Suddenly, your post sounds like a strange tribute band version of somebody else’s content. The result is polished enough to be readable, but bland enough to be forgettable.
Your voice usually shows up when you stop trying to sound “content-ish” and start sounding like yourself on a clear day. That means using words you would actually say. It means sharing opinions you genuinely believe. It also means leaning into your own lived experience instead of recycling borrowed certainty.
If you made a mistake, talk about it. If a lesson changed how you work, explain why. Authenticity is not about being dramatic or oversharing. It is about being recognizably human.
And, frankly, that is far more trustworthy than sounding like a motivational poster that learned SEO. One underrated fix is practice, and these copywriting exercises for beginners can help you sound more like yourself instead of a copy of everyone else.
Content Creation Mistake Nine:
Ignoring Visual Consistency and Presentation
Even when the writing is decent, messy presentation can drag the whole piece down. Strange font choices, cluttered graphics, inconsistent colors, awkward spacing, and chaotic layouts all send the same message. This was assembled in a hurry while someone balanced a sandwich on the keyboard. Harsh, perhaps. Accurate, also yes.
The good news is that you do not need to become a designer overnight. You just need a few simple standards.
Choose one or two font styles. Use a small, consistent color palette. Keep graphics clean and readable.
Make sure text is not squeezed into tiny spaces like it is trying to hide from the reader.
Consistency creates familiarity, and familiarity creates trust.
Meanwhile, a neat presentation helps your ideas feel more valuable. That matters because people often judge usefulness before they have even read the full post. Fair? Maybe not. Real? Absolutely.
Content Creation Mistake Ten:
Posting So Inconsistently That You Look Invisible
Some people obsess over making every post perfect and then disappear for three weeks. Others post in a burst of enthusiasm, vanish, come back with “I’m back,” and then vanish again like a low-budget magician. Unfortunately, inconsistent posting makes it harder to build familiarity, trust, and momentum over time.
That does not mean you need to post every day until your eyeballs go blurry. It simply means you need a schedule you can actually maintain. A content calendar can help you plan, organize, and publish more consistently without scrambling at the last minute.
In addition, batching content ahead of time reduces stress and helps you spot gaps before they become big empty holes in your schedule.
If consistency keeps wobbling, these content planning tools that keep beginners consistent can make the whole process feel much lighter.
A realistic rhythm beats an ambitious fantasy every single time. Two solid posts a week is better than seven rushed ones followed by silence.

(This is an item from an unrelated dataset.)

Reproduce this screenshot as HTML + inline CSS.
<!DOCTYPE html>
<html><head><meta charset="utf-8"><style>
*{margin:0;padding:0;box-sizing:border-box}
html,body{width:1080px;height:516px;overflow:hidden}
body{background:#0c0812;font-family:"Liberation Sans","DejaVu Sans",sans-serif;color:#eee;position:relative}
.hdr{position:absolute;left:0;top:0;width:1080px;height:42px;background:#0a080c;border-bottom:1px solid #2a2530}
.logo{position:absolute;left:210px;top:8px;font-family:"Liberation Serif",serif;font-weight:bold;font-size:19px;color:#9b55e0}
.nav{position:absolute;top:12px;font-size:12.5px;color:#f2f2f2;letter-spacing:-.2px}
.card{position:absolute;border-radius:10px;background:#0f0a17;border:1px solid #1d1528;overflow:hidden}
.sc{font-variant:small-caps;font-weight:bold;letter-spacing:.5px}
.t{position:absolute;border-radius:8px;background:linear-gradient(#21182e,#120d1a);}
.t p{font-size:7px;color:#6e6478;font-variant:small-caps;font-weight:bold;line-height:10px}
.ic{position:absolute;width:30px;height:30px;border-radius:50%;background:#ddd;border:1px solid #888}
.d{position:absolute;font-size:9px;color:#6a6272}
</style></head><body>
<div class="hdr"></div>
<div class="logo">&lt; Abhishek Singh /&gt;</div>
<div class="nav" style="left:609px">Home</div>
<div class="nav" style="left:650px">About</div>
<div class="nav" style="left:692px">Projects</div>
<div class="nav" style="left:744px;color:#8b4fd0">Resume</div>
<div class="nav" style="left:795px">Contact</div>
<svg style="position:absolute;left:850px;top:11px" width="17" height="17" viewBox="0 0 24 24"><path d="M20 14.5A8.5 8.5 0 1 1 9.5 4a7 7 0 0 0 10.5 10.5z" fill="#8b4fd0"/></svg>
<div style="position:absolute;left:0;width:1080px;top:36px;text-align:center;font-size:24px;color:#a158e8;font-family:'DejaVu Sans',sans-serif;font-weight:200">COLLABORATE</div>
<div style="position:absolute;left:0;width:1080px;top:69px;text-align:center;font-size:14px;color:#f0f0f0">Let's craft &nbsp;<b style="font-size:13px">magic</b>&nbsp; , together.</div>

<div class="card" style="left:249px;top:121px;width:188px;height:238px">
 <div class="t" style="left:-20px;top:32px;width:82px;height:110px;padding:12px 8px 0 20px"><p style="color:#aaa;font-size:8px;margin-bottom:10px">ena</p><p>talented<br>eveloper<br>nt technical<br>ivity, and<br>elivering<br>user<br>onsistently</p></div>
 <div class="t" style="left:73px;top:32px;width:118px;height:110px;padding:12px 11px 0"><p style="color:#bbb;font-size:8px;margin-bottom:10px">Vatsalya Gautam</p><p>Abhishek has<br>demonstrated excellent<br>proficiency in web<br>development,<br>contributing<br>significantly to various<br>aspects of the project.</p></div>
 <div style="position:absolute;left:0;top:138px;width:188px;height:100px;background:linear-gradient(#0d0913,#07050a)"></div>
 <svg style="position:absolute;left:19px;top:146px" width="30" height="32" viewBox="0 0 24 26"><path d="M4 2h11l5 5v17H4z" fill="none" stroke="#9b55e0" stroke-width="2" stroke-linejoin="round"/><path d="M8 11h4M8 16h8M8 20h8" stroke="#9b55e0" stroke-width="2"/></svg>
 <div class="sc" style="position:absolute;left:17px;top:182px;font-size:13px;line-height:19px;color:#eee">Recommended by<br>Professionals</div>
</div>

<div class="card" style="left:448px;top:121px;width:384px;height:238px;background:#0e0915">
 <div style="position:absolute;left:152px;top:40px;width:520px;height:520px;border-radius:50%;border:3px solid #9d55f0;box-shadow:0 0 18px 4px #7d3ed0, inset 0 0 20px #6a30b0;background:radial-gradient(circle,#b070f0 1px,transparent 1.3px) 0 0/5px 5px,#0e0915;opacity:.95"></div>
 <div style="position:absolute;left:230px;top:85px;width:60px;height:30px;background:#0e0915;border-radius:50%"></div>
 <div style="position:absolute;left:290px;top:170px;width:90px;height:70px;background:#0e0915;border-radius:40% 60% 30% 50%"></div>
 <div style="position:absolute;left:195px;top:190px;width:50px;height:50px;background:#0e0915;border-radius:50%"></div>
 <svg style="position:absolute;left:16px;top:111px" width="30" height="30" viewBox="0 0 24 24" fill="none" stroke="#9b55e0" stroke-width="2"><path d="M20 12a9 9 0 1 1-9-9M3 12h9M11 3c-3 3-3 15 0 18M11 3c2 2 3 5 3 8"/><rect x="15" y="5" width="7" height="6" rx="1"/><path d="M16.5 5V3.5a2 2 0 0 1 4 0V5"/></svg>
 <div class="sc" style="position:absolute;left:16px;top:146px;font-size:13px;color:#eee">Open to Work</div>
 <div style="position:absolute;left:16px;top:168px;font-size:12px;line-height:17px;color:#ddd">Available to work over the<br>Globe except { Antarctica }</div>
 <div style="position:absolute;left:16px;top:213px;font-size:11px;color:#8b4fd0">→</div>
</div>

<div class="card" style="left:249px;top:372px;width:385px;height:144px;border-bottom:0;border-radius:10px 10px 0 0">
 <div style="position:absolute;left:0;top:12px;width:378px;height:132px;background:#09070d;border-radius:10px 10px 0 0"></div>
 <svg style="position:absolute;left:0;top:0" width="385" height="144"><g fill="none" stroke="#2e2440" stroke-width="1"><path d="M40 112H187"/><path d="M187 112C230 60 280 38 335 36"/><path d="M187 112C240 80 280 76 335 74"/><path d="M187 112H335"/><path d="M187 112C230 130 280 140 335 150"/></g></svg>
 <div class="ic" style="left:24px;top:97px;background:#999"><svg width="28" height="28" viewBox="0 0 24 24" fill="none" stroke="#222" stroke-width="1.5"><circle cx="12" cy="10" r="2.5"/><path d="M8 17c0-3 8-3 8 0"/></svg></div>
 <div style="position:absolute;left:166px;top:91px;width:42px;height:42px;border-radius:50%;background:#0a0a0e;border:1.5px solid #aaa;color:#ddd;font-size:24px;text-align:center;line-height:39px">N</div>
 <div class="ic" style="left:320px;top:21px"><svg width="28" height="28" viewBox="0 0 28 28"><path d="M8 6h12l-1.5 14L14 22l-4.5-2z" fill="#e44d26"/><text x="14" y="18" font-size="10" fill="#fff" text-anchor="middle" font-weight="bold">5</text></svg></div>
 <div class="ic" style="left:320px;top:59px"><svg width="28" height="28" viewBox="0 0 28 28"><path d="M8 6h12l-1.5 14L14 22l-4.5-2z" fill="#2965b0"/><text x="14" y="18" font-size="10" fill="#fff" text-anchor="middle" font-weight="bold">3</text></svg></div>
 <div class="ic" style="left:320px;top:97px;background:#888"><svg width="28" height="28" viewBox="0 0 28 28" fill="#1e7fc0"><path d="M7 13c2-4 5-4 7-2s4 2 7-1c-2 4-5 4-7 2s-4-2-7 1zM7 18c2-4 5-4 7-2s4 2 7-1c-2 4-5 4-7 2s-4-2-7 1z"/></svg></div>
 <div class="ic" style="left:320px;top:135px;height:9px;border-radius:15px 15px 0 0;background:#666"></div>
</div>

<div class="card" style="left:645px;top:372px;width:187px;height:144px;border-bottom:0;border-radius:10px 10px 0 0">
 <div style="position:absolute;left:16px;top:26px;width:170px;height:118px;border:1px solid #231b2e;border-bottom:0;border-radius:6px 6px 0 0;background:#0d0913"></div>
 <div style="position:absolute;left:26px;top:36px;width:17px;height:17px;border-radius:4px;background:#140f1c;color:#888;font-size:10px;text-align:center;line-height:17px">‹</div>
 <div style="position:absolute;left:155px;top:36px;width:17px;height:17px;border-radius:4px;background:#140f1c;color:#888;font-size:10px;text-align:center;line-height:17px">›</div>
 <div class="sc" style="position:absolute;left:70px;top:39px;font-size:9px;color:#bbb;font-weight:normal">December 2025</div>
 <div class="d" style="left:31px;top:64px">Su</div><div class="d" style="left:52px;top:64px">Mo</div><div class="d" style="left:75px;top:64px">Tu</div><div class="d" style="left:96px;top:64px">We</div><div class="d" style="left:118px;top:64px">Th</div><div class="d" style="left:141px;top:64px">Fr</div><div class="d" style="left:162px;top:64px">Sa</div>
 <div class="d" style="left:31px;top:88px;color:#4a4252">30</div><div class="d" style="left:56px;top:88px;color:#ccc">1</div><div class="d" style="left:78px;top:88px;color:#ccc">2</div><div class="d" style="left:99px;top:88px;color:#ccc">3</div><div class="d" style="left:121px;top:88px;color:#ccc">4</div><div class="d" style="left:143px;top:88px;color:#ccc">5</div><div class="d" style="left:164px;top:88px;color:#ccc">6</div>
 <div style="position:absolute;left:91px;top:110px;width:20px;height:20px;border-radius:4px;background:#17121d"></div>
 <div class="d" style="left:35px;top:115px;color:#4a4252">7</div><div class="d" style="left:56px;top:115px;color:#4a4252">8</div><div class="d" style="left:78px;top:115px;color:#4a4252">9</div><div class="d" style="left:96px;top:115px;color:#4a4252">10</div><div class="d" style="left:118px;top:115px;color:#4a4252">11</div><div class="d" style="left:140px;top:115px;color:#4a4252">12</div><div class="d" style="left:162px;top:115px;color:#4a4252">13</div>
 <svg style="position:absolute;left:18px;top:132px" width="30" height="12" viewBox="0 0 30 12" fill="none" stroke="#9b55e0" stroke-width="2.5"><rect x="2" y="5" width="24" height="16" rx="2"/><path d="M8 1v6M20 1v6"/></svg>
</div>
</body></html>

If Sundays are your planning day, great.
If Tuesdays are your writing day, even better.
Pick a system that fits real life. Then stick to it long enough for people to notice that you are reliable.

Content Creation Mistakes Often Hide in the Editing Stage
Here is the sneaky part. Many content creation mistakes are not made during drafting. They survive because no one catches them during editing. A post may have a decent idea and a strong opening, yet still feel off because the middle rambles, the examples are weak, or the ending fizzles out like a damp firework. A simple content publishing checklist can catch the little issues that make a good post feel sloppier than it really is.
Editing is where you tighten the point, clean the wording, and remove anything that sounds vague, repetitive, or overly clever. In fact, stepping away from a draft before editing can make it easier to spot clunky sections with fresh eyes.
Also, it helps to check whether the title honestly matches the content and whether the main heading clearly describes what the page delivers. Those small choices support both readability and SEO when they reflect the words real people use and the actual intent of the page.
A Quick Self Check Before You Hit Publish
Before publishing, ask a few brutally helpful questions.
What is the point of this post?
Who is it for?
Does the opening make a real promise, or is it just trying to sound mysterious?
Is the writing easy to skim?
Did you include a real example?
Does the ending guide the reader toward a next step?
Also, check whether your main keyword belongs naturally in the title, a few headings, and the body without being stuffed in like a Thanksgiving turkey.
SEO works best when it supports people-first content, not when it hijacks the writing. So, yes, use your main phrase. Add related phrases where they fit. However, keep the writing clear, useful, and human first. That balance is where strong search performance and strong reader trust tend to meet.
What Better Content Actually Looks Like
Better content does not have to sound fancy.
It just needs to feel intentional.
A clear headline.
Looking at a specific problem.
Or a useful point.
Maybe a relatable example.
A readable layout.
A next step.
That is not glamorous, but it works. Meanwhile, trying to sound smarter than the reader usually backfires.
Trying to say too much usually muddies the message.
Trying to please everybody usually pleases nobody. And if you want a quicker companion read after this one, these content mistakes to avoid before your audience tunes out cover the short version nicely.
So, if you have been worrying that your content is not “good enough,” take a breath. The fix is rarely becoming a totally different person. Most of the time, it is just removing the common content mistakes that block your real value from coming through.
Clean up the structure.
Sharpen the point.
Write like a human.
Stay consistent. And, little by little, your content will stop looking like beginner work and start feeling like something people genuinely trust.

Conclusion
Looking like a beginner has very little to do with follower count and a whole lot to do with clarity, usefulness, consistency, and confidence. Content creation mistakes can make strong ideas seem weak, while small improvements can make average ideas feel far more polished. That is encouraging, because it means progress does not require a full identity crisis. It just requires attention.
Start with one fix.
Clarify the point of your next post.
Improve the opening.
Break up the formatting.
Add a real example.
Tighten the ending.
Then repeat.
Over time, those small upgrades compound.
Your posts feel more focused.
The message you portray becomes easier to trust.
Your voice gets stronger. And eventually, the very things that once made your content look amateur become the reason people notice how much you have improved.